Women’s History Month 2017
During March 2017 at our Bury St Edmunds branch we mounted an exhibition that focused our attention on some interesting aspects of women’s lives, using them to tell different histories.
Our exhibition focused on diaries kept during times of war by three Suffolk women. Conventional wisdom tells us that war is men’s domain whilst peace is women’s. Keen to find out the “roles” women played during wartime, we are told that women stepped out of prescribed pre-war roles for the duration of the conflict into a time of change, emerging into the public sphere as if before the conflict they had no interest in the world around them.
The diary of Catherine Westcomb shows how close women could get to the action of the Crimean War. Following her husband, Lord Frederick Fitzroy, to Scutari Catherine appears to have had no difficulty moving around a place that has become infamous for disease and death. Her diary almost reads as a travel journal filed with tales of balls and dinner parties. (HA513/11/93a)
Vicar’s daughter Evelyn Cockell of Eriswell, began to keep her diary just after the start of the First World War (HD1738). Strikingly Evelyn does not seem to give an opinion on the war or make any real reference to how the war is affecting her or anyone that she knows, we seem to learn more about how many times she has washed her hair. Arguably it is the ordinariness that makes her diary interesting.
Lady Winifred Magnay served in France with the YMCA in 1917, however her diaries that she kept during the first few years of the Second World War are arguably the most fascinating of the three. They cover the crucial period of the Second World War, where for all intents and purposes, Britain stood alone. Invasion was a real possibility and although Winifred seems to have had some normality, the threat of this looms large over her writing.

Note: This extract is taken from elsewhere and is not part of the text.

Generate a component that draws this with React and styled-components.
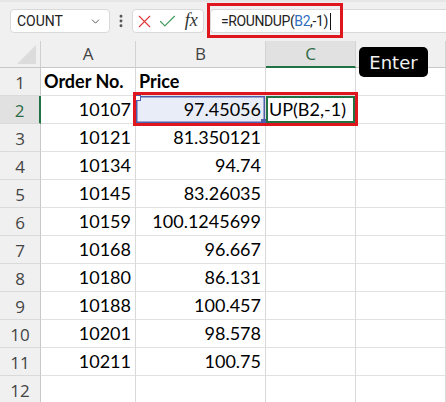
import React from "react";
import styled, { createGlobalStyle, css } from "styled-components";
import { ChevronDown, EllipsisVertical, X, Check } from "lucide-react";

const GlobalStyle = createGlobalStyle`
  html, body {
    margin: 0;
    padding: 0;
    background: #fff;
    overflow: hidden;
  }
  * { box-sizing: border-box; }
`;

const Page = styled.div`
  position: relative;
  width: 446px;
  height: 402px;
  overflow: hidden;
`;

const Toolbar = styled.div`
  position: relative;
  display: flex;
  align-items: flex-start;
  height: 41px;
  padding: 9px 0 0 10px;
  background: #f0f0f0;
  border-top: 2px solid #e6e6e6;
`;

const NameBox = styled.div`
  display: flex;
  align-items: center;
  justify-content: space-between;
  width: 100px;
  height: 24px;
  margin-top: -2px;
  padding: 0 7px 0 6px;
  background: #fff;
  border: 1px solid #d9d9d9;
  border-radius: 4px;
  font-family: Roboto, "Liberation Sans", sans-serif;
  font-size: 14px;
  color: #222;
`;

const DotsSlot = styled.div`
  display: flex;
  align-items: center;
  justify-content: center;
  width: 22px;
  height: 24px;
  margin-top: -2px;
  color: #555;
`;

const FxGroup = styled.div`
  display: flex;
  align-items: center;
  width: 72px;
  height: 24px;
  margin-top: -2px;
  background: #fff;
  border: 1px solid #d9d9d9;
  border-radius: 4px;
`;

const FxButton = styled.span`
  display: flex;
  align-items: center;
  justify-content: center;
  width: 24px;
  height: 22px;
  color: ${(p) => p.$color || "#333"};
`;

const FxLabel = styled.span`
  font-family: "Liberation Serif", serif;
  font-style: italic;
  font-size: 18px;
  color: #333;
  margin-top: -2px;
`;

const FormulaField = styled.div`
  display: flex;
  align-items: center;
  flex: 1;
  height: 24px;
  margin: -2px 0 0 6px;
  padding-left: 10px;
  background: #fff;
  border: 1px solid #d9d9d9;
  border-right: none;
  border-radius: 4px 0 0 4px;
  font-family: Roboto, "Liberation Sans", sans-serif;
  font-size: 14px;
  letter-spacing: -0.4px;
  color: #222;
`;

const RefText = styled.span`
  color: #2f6fc0;
`;

const Caret = styled.span`
  display: inline-block;
  width: 1px;
  height: 17px;
  margin-left: 2px;
  background: #111;
`;

const FormulaCallout = styled.div`
  position: absolute;
  left: 207px;
  top: 1px;
  width: 136px;
  height: 35px;
  border: 3px solid #e0161e;
`;

const Sheet = styled.div`
  position: relative;
  display: grid;
  grid-template-columns: 41px 95px 130px 90px 1fr;
  grid-template-rows: 27px repeat(12, 28px);
`;

const Corner = styled.div`
  position: relative;
  background: #f0f0f0;
  border-right: 1px solid #d0d0d0;
  border-bottom: 1px solid #c8c8c8;

  &::after {
    content: "";
    position: absolute;
    right: 4px;
    bottom: 3px;
    width: 19px;
    height: 19px;
    background: #dcdcdc;
    clip-path: polygon(100% 0, 100% 100%, 0 100%);
  }
`;

const ColHeader = styled.div`
  display: flex;
  align-items: center;
  justify-content: center;
  padding-bottom: 1px;
  background: ${(p) => (p.$active ? "#e1e1e1" : "#f0f0f0")};
  border-right: 1px solid #d3d3d3;
  border-bottom: ${(p) => (p.$active ? "2px solid #217346" : "1px solid #c8c8c8")};
  font-family: "Open Sans", sans-serif;
  font-size: 17px;
  color: ${(p) => (p.$active ? "#2e6b47" : "#444")};
`;

const RowHeader = styled.div`
  display: flex;
  align-items: center;
  justify-content: center;
  padding-top: 2px;
  background: ${(p) => (p.$active ? "#e1e1e1" : "#f0f0f0")};
  border-right: ${(p) => (p.$active ? "2px solid #217346" : "1px solid #c8c8c8")};
  border-bottom: 1px solid #dadada;
  font-family: "Open Sans", sans-serif;
  font-size: 17px;
  color: ${(p) => (p.$active ? "#2e6b47" : "#444")};
`;

const Cell = styled.div`
  position: relative;
  display: flex;
  align-items: flex-end;
  justify-content: ${(p) => (p.$align === "right" ? "flex-end" : "flex-start")};
  padding: 0 ${(p) => (p.$align === "right" ? "4px" : "3px")} 2px;
  background: #fff;
  border-right: 1px solid #d9d9d9;
  border-bottom: 1px solid #e1e1e1;
  font-family: Lato, "Liberation Sans", sans-serif;
  font-size: 18px;
  line-height: 1.2;
  font-weight: ${(p) => (p.$bold ? 700 : 400)};
  color: #000;
  white-space: nowrap;

  ${(p) =>
    p.$range &&
    css`
      background: #e8edf7;
      box-shadow: inset 0 0 0 1.5px #4e5fa9;

      &::before,
      &::after {
        content: "";
        position: absolute;
        width: 4px;
        height: 4px;
        background: #fff;
        border: 1px solid #4e5fa9;
      }
      &::before {
        left: -1px;
        top: -1px;
      }
      &::after {
        right: -2px;
        bottom: -2px;
        background: #4e5fa9;
      }
    `}

  ${(p) =>
    p.$active &&
    css`
      box-shadow: inset 0 0 0 2px #217346;
    `}
`;

const RangeCallout = styled.div`
  position: absolute;
  left: 133px;
  top: 51px;
  width: 225px;
  height: 34px;
  border: 3px solid #e0161e;
  pointer-events: none;
`;

const KeyTip = styled.div`
  position: absolute;
  left: 359px;
  top: 47px;
  display: flex;
  align-items: center;
  justify-content: center;
  width: 69px;
  height: 30px;
  background: #000;
  border-radius: 5px;
  font-family: "DejaVu Sans", sans-serif;
  font-size: 18px;
  color: #f2f2f2;
`;

const rows = [
  ["Order No.", "Price"],
  ["10107", "97.45056"],
  ["10121", "81.350121"],
  ["10134", "94.74"],
  ["10145", "83.26035"],
  ["10159", "100.1245699"],
  ["10168", "96.667"],
  ["10180", "86.131"],
  ["10188", "100.457"],
  ["10201", "98.578"],
  ["10211", "100.75"],
  ["", ""],
];

export default function App() {
  return (
    <Page>
      <GlobalStyle />
      <Toolbar>
        <NameBox>
          COUNT
          <ChevronDown size={13} strokeWidth={1.6} color="#444" />
        </NameBox>
        <DotsSlot>
          <EllipsisVertical size={16} strokeWidth={2.4} />
        </DotsSlot>
        <FxGroup>
          <FxButton $color="#e0363c">
            <X size={21} strokeWidth={1.3} />
          </FxButton>
          <FxButton $color="#3e9a5a">
            <Check size={21} strokeWidth={1.3} />
          </FxButton>
          <FxButton>
            <FxLabel>fx</FxLabel>
          </FxButton>
        </FxGroup>
        <FormulaField>
          =ROUNDUP(<RefText>B2</RefText>,-1)
          <Caret />
        </FormulaField>
        <FormulaCallout />
      </Toolbar>

      <Sheet>
        <Corner />
        <ColHeader>A</ColHeader>
        <ColHeader>B</ColHeader>
        <ColHeader $active>C</ColHeader>
        <ColHeader />
        {rows.map(([order, price], i) => {
          const n = i + 1;
          const header = n === 1;
          return (
            <React.Fragment key={n}>
              <RowHeader $active={n === 2}>{n}</RowHeader>
              <Cell $align={header ? "left" : "right"} $bold={header}>
                {order}
              </Cell>
              <Cell $align={header ? "left" : "right"} $bold={header} $range={n === 2}>
                {price}
              </Cell>
              <Cell $active={n === 2}>{n === 2 ? "UP(B2,-1)" : ""}</Cell>
              <Cell />
            </React.Fragment>
          );
        })}
        <RangeCallout />
      </Sheet>
      <KeyTip>Enter</KeyTip>
    </Page>
  );
}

Although these women come from different backgrounds their diaries allow us to see that rather than occupying a set role some women were just as interested in the politics and world view as the men. The diaries give us information on ideas of gender and class and show us the perspective of war from a woman’s point of view. From these diaries it appears that in times of war, women’s lives have much more continuity than change.